The mixed team curling teams consisted of two boys and two girls from the same NOC/country.

The sixteen qualified teams competed in two divisions of round robin play. The top four teams from each group advanced to the quarterfinals, where the teams played a single knockout tournament to determine the winner.

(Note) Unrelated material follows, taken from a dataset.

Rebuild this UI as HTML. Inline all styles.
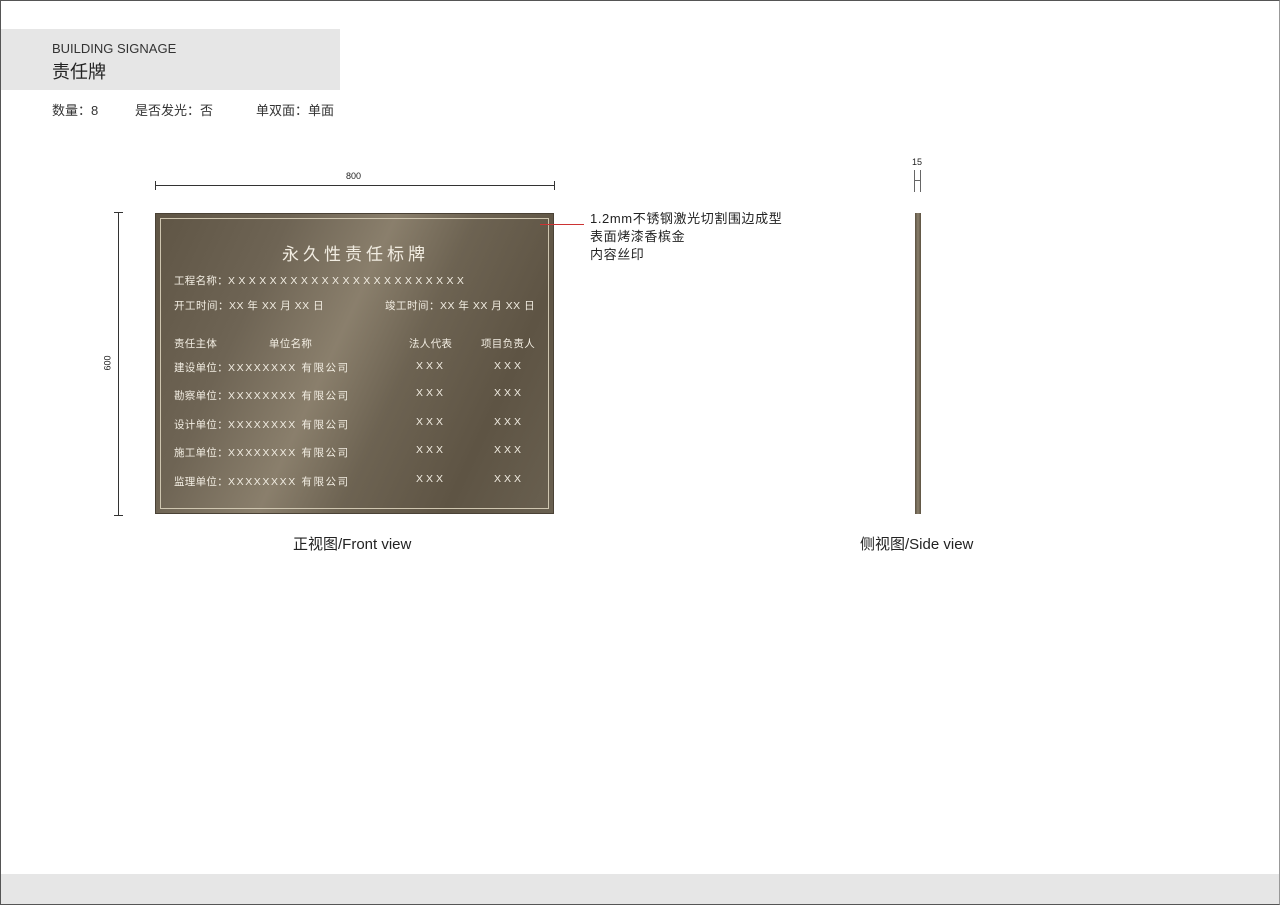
<!DOCTYPE html>
<html><head><meta charset="utf-8"><style>
*{margin:0;padding:0;box-sizing:border-box}
body{width:1280px;height:905px;position:relative;background:#fff;overflow:hidden;font-family:"Liberation Sans","Noto Sans CJK SC",sans-serif;color:#222}
.a{position:absolute;white-space:nowrap}
.frame{position:absolute;left:0;top:0;width:1280px;height:905px;border:1px solid #555;border-right:1px solid #999}
.sign{position:absolute;left:155px;top:213px;width:399px;height:301px;background:linear-gradient(115deg,#5f5545 0%,#6e6454 25%,#8a7f6c 45%,#6d6352 60%,#5e5444 80%,#696050 100%);border:1px solid #4a4236}
.inner{position:absolute;left:4px;top:4px;right:4px;bottom:4px;border:1px solid #cfc6b0}
.s{position:absolute;white-space:nowrap;color:#f2ede2;font-size:10.5px;letter-spacing:0.3px}
.x1{letter-spacing:3.4px}
.x2{letter-spacing:1.6px}
.x3{letter-spacing:3px}
.d{letter-spacing:0.5px}
</style></head><body>
<div class="frame"></div>
<div class="a" style="left:1px;top:29px;width:339px;height:61px;background:#e6e6e6"></div>
<div class="a" style="left:52px;top:41px;font-size:13px;color:#333">BUILDING SIGNAGE</div>
<div class="a" style="left:52px;top:58px;font-size:18px;color:#222">责任牌</div>
<div class="a" style="left:52px;top:100px;font-size:13px;color:#333">数量：8</div>
<div class="a" style="left:135px;top:100px;font-size:13px;color:#333">是否发光：否</div>
<div class="a" style="left:256px;top:100px;font-size:13px;color:#333">单双面：单面</div>
<div class="a" style="left:1px;top:874px;width:1278px;height:30px;background:#e6e6e6"></div>

<div class="a" style="left:155px;top:185px;width:400px;height:1px;background:#333"></div>
<div class="a" style="left:155px;top:181px;width:1px;height:9px;background:#333"></div>
<div class="a" style="left:554px;top:181px;width:1px;height:9px;background:#333"></div>
<div class="a" style="left:346px;top:171px;font-size:9px;color:#222">800</div>
<div class="a" style="left:118px;top:212px;width:1px;height:303px;background:#333"></div>
<div class="a" style="left:114px;top:212px;width:9px;height:1px;background:#333"></div>
<div class="a" style="left:114px;top:515px;width:9px;height:1px;background:#333"></div>
<div class="a" style="left:100px;top:358px;font-size:9px;transform:rotate(-90deg);color:#222">600</div>

<div class="sign"><div class="inner"></div>
<div class="s" style="left:0;width:399px;text-align:center;top:26px;font-size:17px;letter-spacing:4px">永久性责任标牌</div>
<div class="s" style="left:18px;top:59px">工程名称：<span class="x1">XXXXXXXXXXXXXXXXXXXXXXX</span></div>
<div class="s d" style="left:18px;top:84px">开工时间：XX 年 XX 月 XX 日</div>
<div class="s d" style="left:229px;top:84px">竣工时间：XX 年 XX 月 XX 日</div>
<div class="s" style="left:18px;top:122px">责任主体</div>
<div class="s" style="left:113px;top:122px">单位名称</div>
<div class="s" style="left:253px;top:122px">法人代表</div>
<div class="s" style="left:325px;top:122px">项目负责人</div>
<div class="s" style="left:18px;top:146px">建设单位：<span class="x2">XXXXXXXX 有限公司</span></div>
<div class="s" style="left:18px;top:174px">勘察单位：<span class="x2">XXXXXXXX 有限公司</span></div>
<div class="s" style="left:18px;top:203px">设计单位：<span class="x2">XXXXXXXX 有限公司</span></div>
<div class="s" style="left:18px;top:231px">施工单位：<span class="x2">XXXXXXXX 有限公司</span></div>
<div class="s" style="left:18px;top:260px">监理单位：<span class="x2">XXXXXXXX 有限公司</span></div>
<div class="s x3" style="left:260px;top:146px">XXX</div><div class="s x3" style="left:338px;top:146px">XXX</div>
<div class="s x3" style="left:260px;top:173px">XXX</div><div class="s x3" style="left:338px;top:173px">XXX</div>
<div class="s x3" style="left:260px;top:202px">XXX</div><div class="s x3" style="left:338px;top:202px">XXX</div>
<div class="s x3" style="left:260px;top:230px">XXX</div><div class="s x3" style="left:338px;top:230px">XXX</div>
<div class="s x3" style="left:260px;top:259px">XXX</div><div class="s x3" style="left:338px;top:259px">XXX</div>
</div>

<div class="a" style="left:540px;top:224px;width:44px;height:1px;background:#c33"></div>
<div class="a" style="left:590px;top:210px;font-size:13px;line-height:18px;letter-spacing:0.6px;color:#222">1.2mm不锈钢激光切割围边成型<br>表面烤漆香槟金<br>内容丝印</div>

<div class="a" style="left:293px;top:533px;font-size:15px;color:#222">正视图/Front view</div>

<div class="a" style="left:912px;top:157px;font-size:9px;color:#222">15</div>
<div class="a" style="left:914px;top:170px;width:1px;height:22px;background:#666"></div>
<div class="a" style="left:920px;top:170px;width:1px;height:22px;background:#666"></div>
<div class="a" style="left:914px;top:180px;width:7px;height:1px;background:#666"></div>
<div class="a" style="left:915px;top:213px;width:6px;height:301px;background:linear-gradient(90deg,#5b5141,#8a7f6c,#5b5141)"></div>
<div class="a" style="left:860px;top:533px;font-size:15px;color:#222">侧视图/Side view</div>
</body></html>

===Mixed NOC doubles curling===

The mixed NOC doubles curling teams consisted of one boy and one girl from different NOCs. The mixed doubles competition took place after the mixed team competition; the same athletes competing in the mixed event competed in the mixed doubles event. The mixed doubles teams was selected by the organizing committee based on the final rankings from the mixed team competition. The resulting 32 teams played a single knockout round to determine the winner.

==Qualification==
===Summary===

| Region | Vacancies | Qualified |
|---|---|---|
| Host Nation | 1 | Norway |
| North America^{1} | 2 | Canada United States |
| South America^{1} | 1 | Brazil |
| Asia^{2} | 3 | South Korea China Japan |
| Oceania | 1 | New Zealand |
| Europe | 8 | Switzerland Great Britain Sweden Russia Italy Czech Republic Estonia Turkey |
| TOTAL | 16 |  |

===Qualification points===
The qualification of NOCs to the 2016 Winter Youth Olympics was determined using qualification points. The qualification points are allotted based on the nations' final rankings at international junior curling championships, which include the regional championships (the European Junior Curling Challenge and the Pacific-Asia Junior Curling Championships) and the World Junior Curling Championships. Nations that qualify from the regional championships to the world championships only receive points from their final ranking at the world championships. The results from the 2013–14 and 2014–15 curling seasons are considered for qualification to the 2016 Winter Youth Olympics. The points are distributed as follows:

- World Championships

| Final rank | 1 | 2 | 3 | 4 | 5 | 6 | 7 | 8 | 9 | 10 |
| Points | 20 | 18 | 17 | 16 | 15 | 14 | 13 | 12 | 11 | 10 |

- Regional Championships

| Final rank | 1 | 2 | 3 | 4 | 5 |
| Points | 10 | 8 | 6 | 5 | 4 |

The following table shows the qualification points earned by each country in both men's and women's junior championships. The points for each championship are cumulative over the last two years.

Qualified teams in bold

| Region | Countries | Points for qualification |  |  |  |  |  |  |
| EJCC Women | EJCC Men | PJCC Women | PJCC Men | WJCC Women | WJCC Men | Total |
| Host Nation | Norway | Not required |  |  |  |  |  |  |
| North America^{1} | Canada |  |  |  |  | 40 | 37 | 77 |
| United States |  |  |  |  | 29 | 27 | 56 |
| South America^{1} | Brazil |  |  |  |  |  |  | 0 |
| Asia^{2} | South Korea |  |  |  | 8 | 32 | 13 | 53 |
| China |  |  | 16 | 8 |  | 11 | 35 |
| Japan |  |  | 11 | 11 |  |  | 22 |
| Oceania | New Zealand |  |  | 11 | 11 |  |  | 22 |
| Australia |  |  | 8 | 8 |  |  | 16 |
| Europe | Switzerland |  |  |  |  | 32 | 38 | 70 |
| Great Britain |  |  |  |  | 30 | 35 | 65 |
| Sweden |  |  |  |  | 32 | 31 | 63 |
| Russia |  |  |  |  | 30 | 25 | 55 |
| Italy | 5 |  |  |  | 11 | 28 | 44 |
| Czech Republic |  | 10 |  |  |  | 23 | 33 |
| Estonia | 3 |  |  |  | 12 | 10 | 25 |
| Turkey | 12 | 9 |  |  |  |  | 21 |
| Austria |  | 5 |  |  |  | 13 | 18 |
| Germany | 9 | 8 |  |  |  |  | 17 |
| Denmark |  | 5 |  |  | 10 |  | 15 |
| Hungary | 14 |  |  |  |  |  | 14 |
| Netherlands |  | 12 |  |  |  |  | 12 |
| Latvia | 5 | 6 |  |  |  |  | 11 |
| Spain | 2 | 8 |  |  |  |  | 10 |
| Poland | 10 |  |  |  |  |  | 10 |
| Finland |  | 1 |  |  |  |  | 1 |

- Notes
1. The North American and South American teams are qualified automatically by virtue of their affiliation with the World Curling Federation, since the number of qualification spots equals the number of nations affiliated with the WCF.
2. The Asian teams are qualified as no more than three nations affiliated in the region chose to participate.